Go-live has a way of feeling like the finish line. The system switches on, the project team steps back, and everyone assumes the job is done. On paper, it looks clean and complete.
But that moment is only the point where the organisation starts working differently. It is not where success is proven.
In practice, go-live often marks the start of a quieter phase where people try to make sense of new ways of working while still delivering day-to-day work. That is where outcomes are really shaped.
At BR One, we see this often across ERP programmes. A project can hit every milestone and still struggle once the system is in use, simply because success was defined too early.
Before you read on: Download our free whitepaper on 10 essential tips to implement ERP and see what stronger readiness looks like in practice.
Why did go-live become the measure in the first place?
Most programmes are built around delivery checkpoints. This often looks something like: system build > testing > deployment> go-live. These stages are easy to track and easy to report on.
Go-live naturally becomes the headline moment because it signals that the delivery work is complete. It feels like success because it is visible. The challenge is that visibility does not mean value has been realised. It only means the system is live. What often gets missed is whether people are ready to use it in a consistent and confident way.
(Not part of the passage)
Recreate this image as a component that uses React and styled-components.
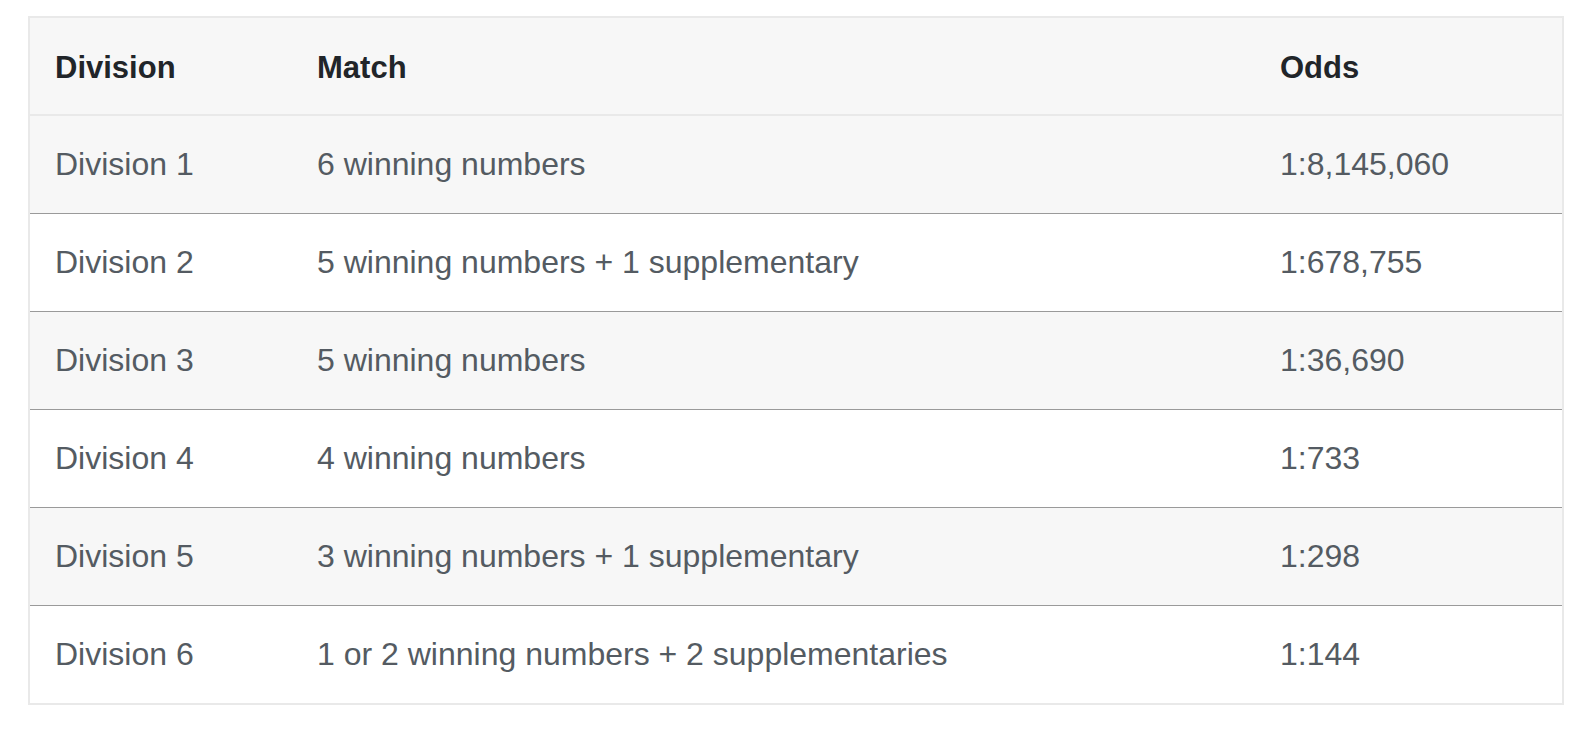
import styled, { createGlobalStyle } from 'styled-components';

const GlobalStyle = createGlobalStyle`
  body {
    margin: 0;
    background: #ffffff;
    font-family: 'Liberation Sans', Arial, sans-serif;
  }
`;

const rows = [
  { division: 'Division 1', match: '6 winning numbers', odds: '1:8,145,060' },
  { division: 'Division 2', match: '5 winning numbers + 1 supplementary', odds: '1:678,755' },
  { division: 'Division 3', match: '5 winning numbers', odds: '1:36,690' },
  { division: 'Division 4', match: '4 winning numbers', odds: '1:733' },
  { division: 'Division 5', match: '3 winning numbers + 1 supplementary', odds: '1:298' },
  { division: 'Division 6', match: '1 or 2 winning numbers + 2 supplementaries', odds: '1:144' },
];

const Page = styled.div`
  padding: 16px 24px 0 28px;
`;

const Table = styled.table`
  width: 100%;
  border-collapse: collapse;
  border: 2px solid #e9e9e9;
  table-layout: fixed;
`;

const HeadRow = styled.tr`
  background: #f7f7f7;
  border-bottom: 2px solid #e9e9e9;
`;

const HeadCell = styled.th`
  box-sizing: border-box;
  width: ${(p) => p.$width || 'auto'};
  height: 98px;
  padding: 4px 0 0 25px;
  text-align: left;
  vertical-align: middle;
  font-size: 31px;
  font-weight: 700;
  color: #212529;
`;

const Row = styled.tr`
  background: ${(p) => (p.$striped ? '#f7f7f7' : '#ffffff')};
  border-bottom: 1px solid #9a9a9a;

  &:last-child {
    border-bottom: none;
  }
`;

const Cell = styled.td`
  height: 97px;
  padding: 0 0 0 25px;
  vertical-align: middle;
  font-size: 32px;
  color: #545b62;
  white-space: nowrap;
`;

export default function App() {
  return (
    <Page>
      <GlobalStyle />
      <Table>
        <thead>
          <HeadRow>
            <HeadCell $width="263px">Division</HeadCell>
            <HeadCell $width="963px">Match</HeadCell>
            <HeadCell>Odds</HeadCell>
          </HeadRow>
        </thead>
        <tbody>
          {rows.map((r, i) => (
            <Row key={r.division} $striped={i % 2 === 0}>
              <Cell>{r.division}</Cell>
              <Cell>{r.match}</Cell>
              <Cell>{r.odds}</Cell>
            </Row>
          ))}
        </tbody>
      </Table>
    </Page>
  );
}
What happens after the system goes live?
Once the system is in use, organisations enter a period that is rarely planned for in detail. It is where behaviour matters more than configuration. Some teams adapt quickly and find their rhythm. Others take longer and start to rely on familiar habits that sit outside the new process.
Over time, you start to notice patterns such as teams repeating old ways of working in new tools, or people checking with others before completing tasks they should be confident with.
Support teams often feel this first. Questions increase, not because the system is broken, but because confidence has not fully landed yet.
What true success looks like in practice
If go-live is only the starting point, then success needs a broader view that reflects how the organisation actually performs afterwards.
We tend to look for a few clear signs:
- People understand how to do their work in the new system without needing constant reassurance.
- They complete tasks with confidence and consistency, even when pressure is high.
- Teams follow the same processes rather than creating local variations that drift away from the design.
- Leaders can rely on the information they see.
- Decisions become quicker because the data is trusted.
- Support demand reduces over time because people become more self-sufficient in their roles.
- The organisation starts to improve how it works rather than simply adjusting to the new system.
Why this matters for ERP programmes
When success is defined only by go-live, attention naturally focuses on delivery speed. That can leave less space for preparation around how people will actually work once the system is live. When success is defined more clearly, the focus shifts earlier in the transformation.
- Training becomes more grounded in real tasks.
- Communication becomes more consistent.
- Leaders stay involved beyond approval and reporting.
That balance between delivery and readiness is where adoption really takes root.
How BR One approaches this
Our team of specialists focuses on what happens before, during and after go-live. Our work centres on how teams understand the impending change, how they are supported through it, and how confident they feel using new ways of working once the system is live.
That usually means working closely with teams on change management, training and adoption from an early stage (rather than treating them as final steps). It also means being clear about what success should look like before the system goes live, so expectations are aligned early and not adjusted under pressure later.
A final thought
Go-live matters because it marks progress. It does not confirm success. Real success shows up in how well people work once the system is part of everyday life and how consistently the organisation can deliver after the initial transition.
If you are planning an ERP programme, it helps to define success beyond the launch date and look further into how the business should function once everything is in use.